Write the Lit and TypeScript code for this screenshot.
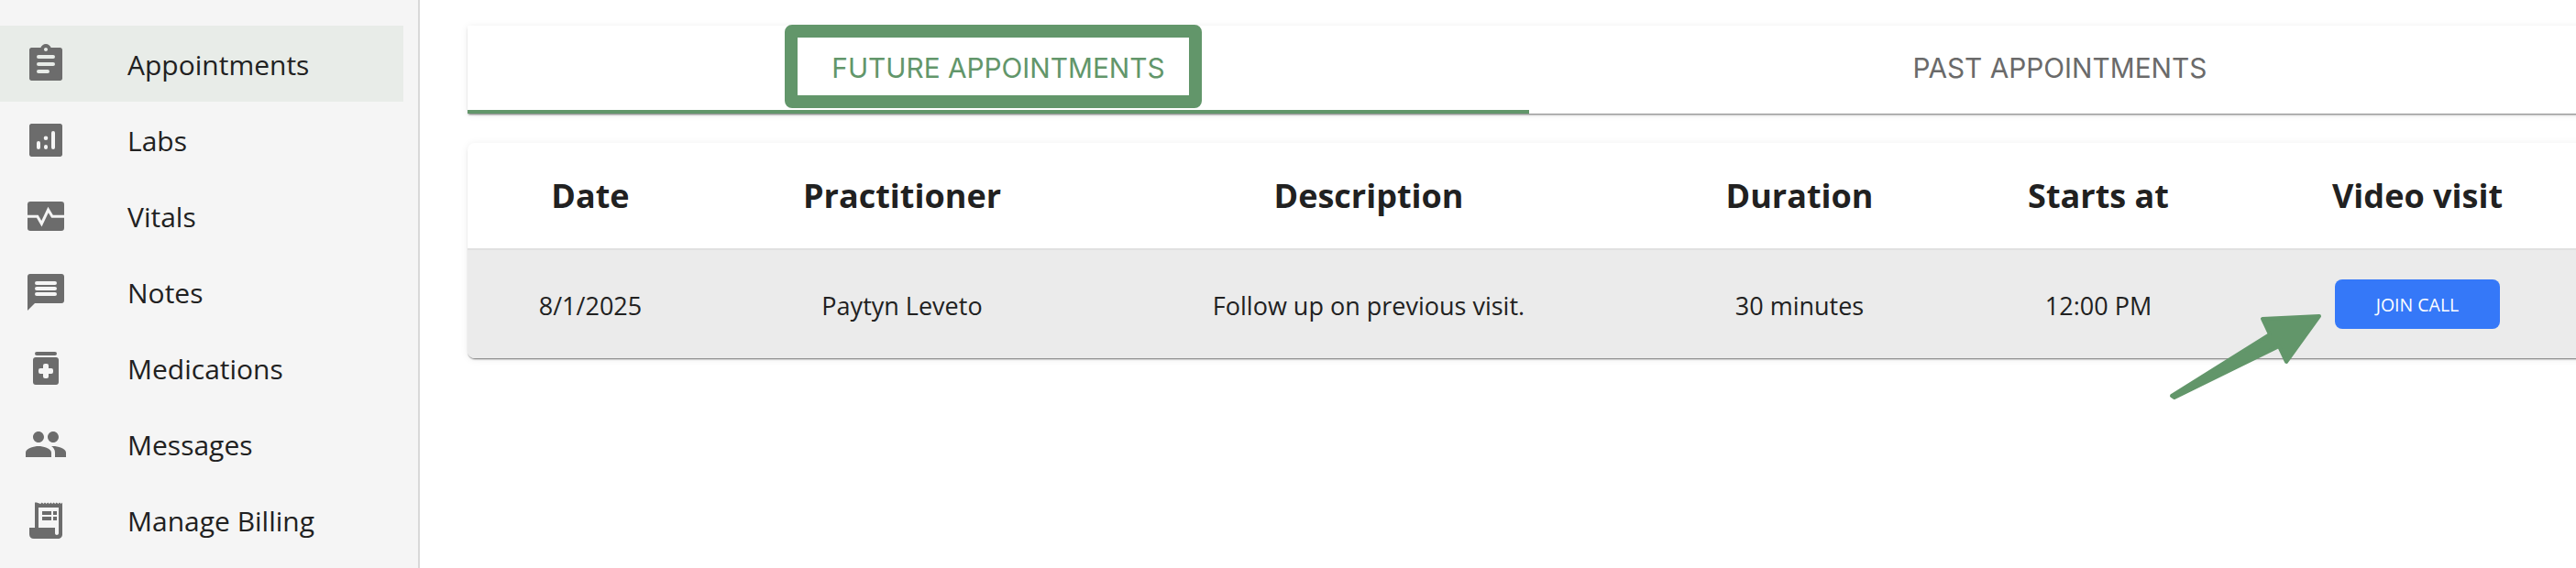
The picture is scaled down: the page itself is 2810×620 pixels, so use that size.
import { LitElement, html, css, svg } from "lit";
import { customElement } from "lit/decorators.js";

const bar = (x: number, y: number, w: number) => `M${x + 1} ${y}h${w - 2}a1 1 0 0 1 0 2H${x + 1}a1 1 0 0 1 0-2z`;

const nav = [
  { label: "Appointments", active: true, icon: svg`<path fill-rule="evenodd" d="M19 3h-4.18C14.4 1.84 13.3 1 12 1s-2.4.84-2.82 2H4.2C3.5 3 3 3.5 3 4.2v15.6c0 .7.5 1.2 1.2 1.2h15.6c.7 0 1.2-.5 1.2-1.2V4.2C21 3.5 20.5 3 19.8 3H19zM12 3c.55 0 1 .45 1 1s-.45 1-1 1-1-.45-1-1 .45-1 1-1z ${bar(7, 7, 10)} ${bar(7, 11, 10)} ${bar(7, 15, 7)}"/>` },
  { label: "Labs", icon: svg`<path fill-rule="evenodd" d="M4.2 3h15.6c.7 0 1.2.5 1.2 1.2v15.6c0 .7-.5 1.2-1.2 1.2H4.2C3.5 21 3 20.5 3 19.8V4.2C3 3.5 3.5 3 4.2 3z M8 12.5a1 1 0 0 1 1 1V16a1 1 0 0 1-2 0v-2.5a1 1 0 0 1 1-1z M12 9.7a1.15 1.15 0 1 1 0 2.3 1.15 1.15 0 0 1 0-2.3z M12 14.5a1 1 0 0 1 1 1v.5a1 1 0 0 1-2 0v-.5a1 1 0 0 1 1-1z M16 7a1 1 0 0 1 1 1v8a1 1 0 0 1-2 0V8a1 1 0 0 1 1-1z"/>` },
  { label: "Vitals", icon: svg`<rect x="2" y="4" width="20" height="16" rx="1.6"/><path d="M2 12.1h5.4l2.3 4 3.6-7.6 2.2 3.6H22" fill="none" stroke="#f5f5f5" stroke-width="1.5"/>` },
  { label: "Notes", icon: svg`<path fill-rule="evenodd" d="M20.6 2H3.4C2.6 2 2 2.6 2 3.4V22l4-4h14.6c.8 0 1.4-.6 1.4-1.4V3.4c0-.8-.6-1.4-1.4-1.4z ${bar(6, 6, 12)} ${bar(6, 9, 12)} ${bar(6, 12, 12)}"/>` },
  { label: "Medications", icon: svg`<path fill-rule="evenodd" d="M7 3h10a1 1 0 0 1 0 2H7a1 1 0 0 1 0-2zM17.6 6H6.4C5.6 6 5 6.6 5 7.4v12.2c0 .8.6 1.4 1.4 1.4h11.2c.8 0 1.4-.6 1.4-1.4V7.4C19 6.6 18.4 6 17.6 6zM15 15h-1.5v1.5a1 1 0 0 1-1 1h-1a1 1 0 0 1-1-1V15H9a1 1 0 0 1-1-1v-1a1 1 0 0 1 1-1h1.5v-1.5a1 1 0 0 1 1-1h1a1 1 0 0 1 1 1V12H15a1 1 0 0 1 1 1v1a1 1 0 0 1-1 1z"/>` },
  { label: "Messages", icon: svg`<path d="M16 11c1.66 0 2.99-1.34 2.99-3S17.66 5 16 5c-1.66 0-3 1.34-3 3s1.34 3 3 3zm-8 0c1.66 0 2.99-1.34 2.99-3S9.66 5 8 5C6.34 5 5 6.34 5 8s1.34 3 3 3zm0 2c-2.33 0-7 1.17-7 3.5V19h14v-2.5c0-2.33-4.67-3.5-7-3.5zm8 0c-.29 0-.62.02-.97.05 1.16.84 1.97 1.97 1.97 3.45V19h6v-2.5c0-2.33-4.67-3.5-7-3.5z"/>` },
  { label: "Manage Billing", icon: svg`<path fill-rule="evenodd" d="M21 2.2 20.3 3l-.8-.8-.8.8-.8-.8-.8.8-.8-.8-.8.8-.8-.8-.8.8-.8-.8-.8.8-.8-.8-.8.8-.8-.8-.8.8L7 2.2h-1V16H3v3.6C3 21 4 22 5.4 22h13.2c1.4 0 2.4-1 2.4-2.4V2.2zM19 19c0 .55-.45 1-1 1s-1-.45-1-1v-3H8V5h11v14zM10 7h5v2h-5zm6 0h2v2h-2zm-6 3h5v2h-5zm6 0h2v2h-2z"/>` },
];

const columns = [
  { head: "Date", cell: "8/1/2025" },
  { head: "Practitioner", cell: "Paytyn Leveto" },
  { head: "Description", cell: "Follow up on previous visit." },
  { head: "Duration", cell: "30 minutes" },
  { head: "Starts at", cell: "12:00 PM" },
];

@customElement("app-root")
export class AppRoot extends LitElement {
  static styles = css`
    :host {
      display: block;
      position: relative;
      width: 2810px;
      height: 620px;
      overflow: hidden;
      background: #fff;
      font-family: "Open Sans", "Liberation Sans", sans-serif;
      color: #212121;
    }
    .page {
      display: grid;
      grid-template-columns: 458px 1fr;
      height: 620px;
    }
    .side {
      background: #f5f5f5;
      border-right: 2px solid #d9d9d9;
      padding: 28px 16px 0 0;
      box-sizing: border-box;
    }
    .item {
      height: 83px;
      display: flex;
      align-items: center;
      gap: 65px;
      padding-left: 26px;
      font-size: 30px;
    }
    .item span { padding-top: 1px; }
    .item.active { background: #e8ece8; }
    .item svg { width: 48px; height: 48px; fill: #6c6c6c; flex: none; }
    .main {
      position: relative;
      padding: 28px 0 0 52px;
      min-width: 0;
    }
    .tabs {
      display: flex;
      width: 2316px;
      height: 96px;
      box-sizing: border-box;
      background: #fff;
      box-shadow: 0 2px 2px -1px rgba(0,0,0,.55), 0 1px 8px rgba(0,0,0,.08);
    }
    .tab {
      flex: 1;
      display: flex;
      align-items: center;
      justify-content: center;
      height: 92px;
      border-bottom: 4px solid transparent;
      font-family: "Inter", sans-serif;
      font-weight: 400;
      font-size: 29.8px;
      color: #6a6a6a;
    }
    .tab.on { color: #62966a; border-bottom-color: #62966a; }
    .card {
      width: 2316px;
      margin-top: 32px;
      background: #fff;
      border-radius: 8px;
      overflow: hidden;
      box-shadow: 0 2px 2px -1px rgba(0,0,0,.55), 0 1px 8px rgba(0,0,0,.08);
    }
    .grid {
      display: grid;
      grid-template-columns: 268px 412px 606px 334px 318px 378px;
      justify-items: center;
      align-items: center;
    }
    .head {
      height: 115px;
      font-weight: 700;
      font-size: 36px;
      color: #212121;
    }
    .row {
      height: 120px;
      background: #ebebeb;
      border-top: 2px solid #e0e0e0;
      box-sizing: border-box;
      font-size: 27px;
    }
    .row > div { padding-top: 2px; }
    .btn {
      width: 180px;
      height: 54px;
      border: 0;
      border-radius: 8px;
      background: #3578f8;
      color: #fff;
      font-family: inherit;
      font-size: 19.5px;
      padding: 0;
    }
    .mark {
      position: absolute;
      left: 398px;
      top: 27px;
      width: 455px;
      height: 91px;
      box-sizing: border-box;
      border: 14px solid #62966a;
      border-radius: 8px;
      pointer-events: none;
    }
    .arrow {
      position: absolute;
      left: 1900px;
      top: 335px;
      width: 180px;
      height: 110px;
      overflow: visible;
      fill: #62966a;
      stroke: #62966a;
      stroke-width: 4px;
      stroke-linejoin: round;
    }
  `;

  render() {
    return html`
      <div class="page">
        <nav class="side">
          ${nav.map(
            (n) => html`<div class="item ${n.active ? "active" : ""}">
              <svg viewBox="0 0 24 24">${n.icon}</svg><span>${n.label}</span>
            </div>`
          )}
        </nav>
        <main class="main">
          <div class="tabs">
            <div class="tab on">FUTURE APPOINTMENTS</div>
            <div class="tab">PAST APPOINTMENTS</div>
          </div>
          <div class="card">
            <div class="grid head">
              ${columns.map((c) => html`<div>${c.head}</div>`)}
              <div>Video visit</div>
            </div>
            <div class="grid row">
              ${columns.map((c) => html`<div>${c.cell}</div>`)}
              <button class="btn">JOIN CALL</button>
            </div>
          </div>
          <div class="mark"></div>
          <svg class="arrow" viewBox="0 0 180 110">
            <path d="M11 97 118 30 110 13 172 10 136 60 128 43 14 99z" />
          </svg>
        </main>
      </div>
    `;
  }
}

**Set problem**
Your output shall consist solely of the lines from the line with "The picture is" to the line with "const bar = (x: number, y: number, w: number)", reproduced exactly, both ends included.

**Task solution**
The picture is scaled down: the page itself is 2810×620 pixels, so use that size.
import { LitElement, html, css, svg } from "lit";
import { customElement } from "lit/decorators.js";

const bar = (x: number, y: number, w: number) => `M${x + 1} ${y}h${w - 2}a1 1 0 0 1 0 2H${x + 1}a1 1 0 0 1 0-2z`;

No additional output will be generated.